◆ **Data provided**:
---

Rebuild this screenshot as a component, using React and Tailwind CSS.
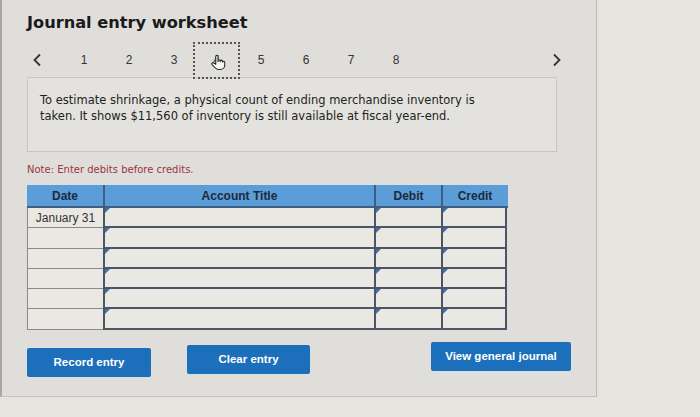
import React from "react";

const Flag = () => (
  <span className="absolute left-0 top-0 w-0 h-0 border-t-[5px] border-t-[#3f6fa8] border-r-[5px] border-r-transparent" />
);

function Row({ date }) {
  return (
    <div className="flex h-[20.3px]">
      <div className="w-[76px] border-l border-b border-[#8a8a8a] text-[12px] text-[#333] flex items-center justify-center bg-[#e9e8e3]" style={{ fontFamily: "'Liberation Sans', Arial, sans-serif" }}>
        {date}
      </div>
      <div className="relative w-[271px] border-l-2 border-b-2 border-[#4b5563] bg-[#e9e8e3]"><Flag /></div>
      <div className="relative w-[67px] border-l-2 border-b-2 border-[#4b5563] bg-[#e9e8e3]"><Flag /></div>
      <div className="relative w-[66px] border-l-2 border-r-2 border-b-2 border-[#4b5563] bg-[#e9e8e3]"><Flag /></div>
    </div>
  );
}

export default function App() {
  const arial = { fontFamily: "'Liberation Sans', Arial, sans-serif" };
  const verdana = { fontFamily: "'DejaVu Sans', Verdana, sans-serif" };
  return (
    <div className="w-[700px] h-[417px] bg-[#e5e4df] overflow-hidden">
      <div className="w-[597px] h-[397px] bg-[#dfdeda] border-l-2 border-l-[#a8a7a3] border-r border-r-[#b8b7b2] border-b border-b-[#c4c3be] pl-[25px] pt-[12px]">
        <h1 className="text-[16.2px] font-bold text-[#1a1a1a] leading-[22px]" style={verdana}>
          Journal entry worksheet
        </h1>
        <div className="flex items-center h-[38px] mt-[7px] text-[12px] text-[#333]" style={arial}>
          <svg width="10" height="14" viewBox="0 0 10 14" className="ml-[5px]">
            <path d="M8 1.5 L2.5 7 L8 12.5" stroke="#333" strokeWidth="1.8" fill="none" />
          </svg>
          <span className="ml-[38px] w-[8px] text-center">1</span>
          <span className="ml-[37px] w-[8px] text-center">2</span>
          <span className="ml-[37px] w-[8px] text-center">3</span>
          <div className="ml-[15px] w-[47px] h-[37px] border-2 border-dotted border-[#555] flex items-center justify-center relative">
            <span className="text-[#666]">4</span>
            <svg width="18" height="18" viewBox="0 0 24 24" className="absolute left-[14px] top-[9px]" fill="#f5f5f5" stroke="#222" strokeWidth="1.4" strokeLinejoin="round">
              <path d="M9 12V4.5a1.5 1.5 0 0 1 3 0V11 M12 10.5a1.5 1.5 0 0 1 3 0V12 M15 11a1.5 1.5 0 0 1 3 0v1.5 M18 12.5a1.5 1.5 0 0 1 3 0V16a6 6 0 0 1-6 6h-2a6 6 0 0 1-4.5-2L4 15.5a1.6 1.6 0 0 1 2.3-2.2L9 15V12" />
            </svg>
          </div>
          <span className="ml-[17px] w-[8px] text-center">5</span>
          <span className="ml-[37px] w-[8px] text-center">6</span>
          <span className="ml-[37px] w-[8px] text-center">7</span>
          <span className="ml-[37px] w-[8px] text-center">8</span>
          <svg width="10" height="14" viewBox="0 0 10 14" className="ml-[152px]">
            <path d="M2 1.5 L7.5 7 L2 12.5" stroke="#333" strokeWidth="1.8" fill="none" />
          </svg>
        </div>
        <div className="w-[530px] h-[75px] mt-[-2px] border border-[#c7c6c1] bg-[#e3e2de] pl-[12px] pt-[14px] text-[11.5px] leading-[16px] text-[#222]" style={verdana}>
          To estimate shrinkage, a physical count of ending merchandise inventory is
          <br />
          taken. It shows $11,560 of inventory is still available at fiscal year-end.
        </div>
        <div className="mt-[11px] text-[10px] text-[#a0353a] leading-[14px]" style={verdana}>
          Note: Enter debits before credits.
        </div>
        <div className="mt-[8px] w-[481px]">
          <div className="flex h-[23px] bg-[#5b9dd8] border-b-2 border-[#3e5f82] text-[12px] font-bold text-[#1c2a3c]" style={arial}>
            <div className="w-[76px] flex items-center justify-center">Date</div>
            <div className="w-[271px] border-l-2 border-[#3e5f82] flex items-center justify-center">Account Title</div>
            <div className="w-[67px] border-l-2 border-[#3e5f82] flex items-center justify-center">Debit</div>
            <div className="w-[66px] border-l-2 border-[#3e5f82] flex items-center justify-center">Credit</div>
          </div>
          <Row date="January 31" />
          <Row date="" />
          <Row date="" />
          <Row date="" />
          <Row date="" />
          <Row date="" />
        </div>
        <div className="flex items-start mt-[12px] text-[11.5px] font-bold text-white" style={arial}>
          <button className="w-[124px] h-[29px] bg-[#1c6fba] rounded-[2px] mt-[6px]">Record entry</button>
          <button className="ml-[36px] w-[123px] h-[29px] bg-[#1c6fba] rounded-[2px] mt-[3px]">Clear entry</button>
          <button className="ml-[121px] w-[140px] h-[29px] bg-[#1c6fba] rounded-[2px]">View general journal</button>
        </div>
      </div>
    </div>
  );
}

---

◆ **Aim of the exercise**:
Print the whole listing above once more, word for word, without its pictures.

◆ **Worked answer**:
Rebuild this screenshot as a component, using React and Tailwind CSS.
import React from "react";

const Flag = () => (
  <span className="absolute left-0 top-0 w-0 h-0 border-t-[5px] border-t-[#3f6fa8] border-r-[5px] border-r-transparent" />
);

function Row({ date }) {
  return (
    <div className="flex h-[20.3px]">
      <div className="w-[76px] border-l border-b border-[#8a8a8a] text-[12px] text-[#333] flex items-center justify-center bg-[#e9e8e3]" style={{ fontFamily: "'Liberation Sans', Arial, sans-serif" }}>
        {date}
      </div>
      <div className="relative w-[271px] border-l-2 border-b-2 border-[#4b5563] bg-[#e9e8e3]"><Flag /></div>
      <div className="relative w-[67px] border-l-2 border-b-2 border-[#4b5563] bg-[#e9e8e3]"><Flag /></div>
      <div className="relative w-[66px] border-l-2 border-r-2 border-b-2 border-[#4b5563] bg-[#e9e8e3]"><Flag /></div>
    </div>
  );
}

export default function App() {
  const arial = { fontFamily: "'Liberation Sans', Arial, sans-serif" };
  const verdana = { fontFamily: "'DejaVu Sans', Verdana, sans-serif" };
  return (
    <div className="w-[700px] h-[417px] bg-[#e5e4df] overflow-hidden">
      <div className="w-[597px] h-[397px] bg-[#dfdeda] border-l-2 border-l-[#a8a7a3] border-r border-r-[#b8b7b2] border-b border-b-[#c4c3be] pl-[25px] pt-[12px]">
        <h1 className="text-[16.2px] font-bold text-[#1a1a1a] leading-[22px]" style={verdana}>
          Journal entry worksheet
        </h1>
        <div className="flex items-center h-[38px] mt-[7px] text-[12px] text-[#333]" style={arial}>
          <svg width="10" height="14" viewBox="0 0 10 14" className="ml-[5px]">
            <path d="M8 1.5 L2.5 7 L8 12.5" stroke="#333" strokeWidth="1.8" fill="none" />
          </svg>
          <span className="ml-[38px] w-[8px] text-center">1</span>
          <span className="ml-[37px] w-[8px] text-center">2</span>
          <span className="ml-[37px] w-[8px] text-center">3</span>
          <div className="ml-[15px] w-[47px] h-[37px] border-2 border-dotted border-[#555] flex items-center justify-center relative">
            <span className="text-[#666]">4</span>
            <svg width="18" height="18" viewBox="0 0 24 24" className="absolute left-[14px] top-[9px]" fill="#f5f5f5" stroke="#222" strokeWidth="1.4" strokeLinejoin="round">
              <path d="M9 12V4.5a1.5 1.5 0 0 1 3 0V11 M12 10.5a1.5 1.5 0 0 1 3 0V12 M15 11a1.5 1.5 0 0 1 3 0v1.5 M18 12.5a1.5 1.5 0 0 1 3 0V16a6 6 0 0 1-6 6h-2a6 6 0 0 1-4.5-2L4 15.5a1.6 1.6 0 0 1 2.3-2.2L9 15V12" />
            </svg>
          </div>
          <span className="ml-[17px] w-[8px] text-center">5</span>
          <span className="ml-[37px] w-[8px] text-center">6</span>
          <span className="ml-[37px] w-[8px] text-center">7</span>
          <span className="ml-[37px] w-[8px] text-center">8</span>
          <svg width="10" height="14" viewBox="0 0 10 14" className="ml-[152px]">
            <path d="M2 1.5 L7.5 7 L2 12.5" stroke="#333" strokeWidth="1.8" fill="none" />
          </svg>
        </div>
        <div className="w-[530px] h-[75px] mt-[-2px] border border-[#c7c6c1] bg-[#e3e2de] pl-[12px] pt-[14px] text-[11.5px] leading-[16px] text-[#222]" style={verdana}>
          To estimate shrinkage, a physical count of ending merchandise inventory is
          <br />
          taken. It shows $11,560 of inventory is still available at fiscal year-end.
        </div>
        <div className="mt-[11px] text-[10px] text-[#a0353a] leading-[14px]" style={verdana}>
          Note: Enter debits before credits.
        </div>
        <div className="mt-[8px] w-[481px]">
          <div className="flex h-[23px] bg-[#5b9dd8] border-b-2 border-[#3e5f82] text-[12px] font-bold text-[#1c2a3c]" style={arial}>
            <div className="w-[76px] flex items-center justify-center">Date</div>
            <div className="w-[271px] border-l-2 border-[#3e5f82] flex items-center justify-center">Account Title</div>
            <div className="w-[67px] border-l-2 border-[#3e5f82] flex items-center justify-center">Debit</div>
            <div className="w-[66px] border-l-2 border-[#3e5f82] flex items-center justify-center">Credit</div>
          </div>
          <Row date="January 31" />
          <Row date="" />
          <Row date="" />
          <Row date="" />
          <Row date="" />
          <Row date="" />
        </div>
        <div className="flex items-start mt-[12px] text-[11.5px] font-bold text-white" style={arial}>
          <button className="w-[124px] h-[29px] bg-[#1c6fba] rounded-[2px] mt-[6px]">Record entry</button>
          <button className="ml-[36px] w-[123px] h-[29px] bg-[#1c6fba] rounded-[2px] mt-[3px]">Clear entry</button>
          <button className="ml-[121px] w-[140px] h-[29px] bg-[#1c6fba] rounded-[2px]">View general journal</button>
        </div>
      </div>
    </div>
  );
}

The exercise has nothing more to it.